The official Wikidata API Java library offers a document-oriented interface that makes it hard to ask interesting questions. A better way to do most things is with the Wikidata query service, which uses the standard Semantic Web query language, SPARQL.

The SPARQL query service is nice, but because the WikiData data model must cope with (a) items with multiple names in multiple languages, and (b) single names that map to multiple items, they've used a layer of abstraction by which everything in the DB is referred to by an id that looks like P50 (property number 50, meaning "author") or Q6882 (entity number 6882, the author "James Joyce").

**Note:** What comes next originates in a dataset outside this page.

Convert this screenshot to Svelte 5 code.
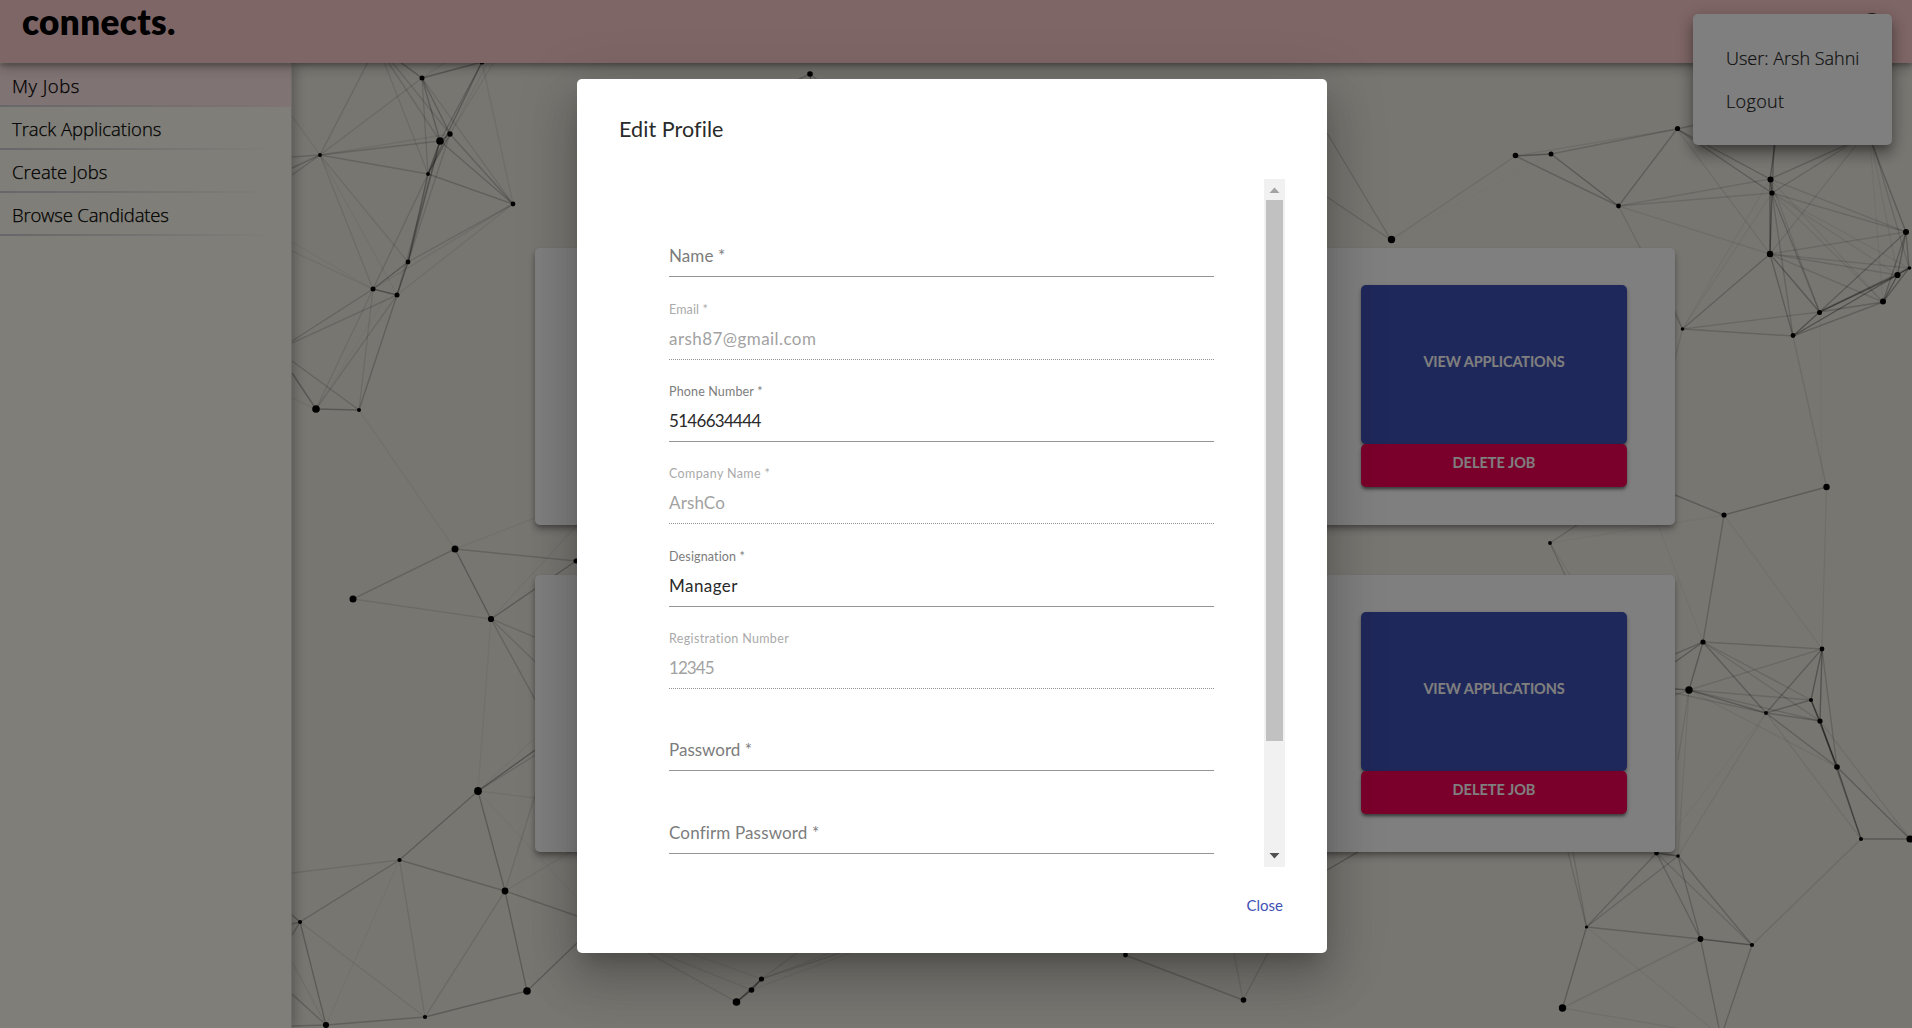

For example, to get a selection of works authored by James Joyce, one would issue a query like:

SELECT ?work
WHERE { ?work wdt:P50 wd:Q6882. } 
LIMIT 10

(Users of Datomic will recognize the ?work style of selector, which is not a coincidence as SPARQL and Datomic were both strongly influenced by Datalog.)

The above query is simple enough, except for the non-human readable identifiers in the WHERE clause, which were both found by manually searching the web interface at Wikidata.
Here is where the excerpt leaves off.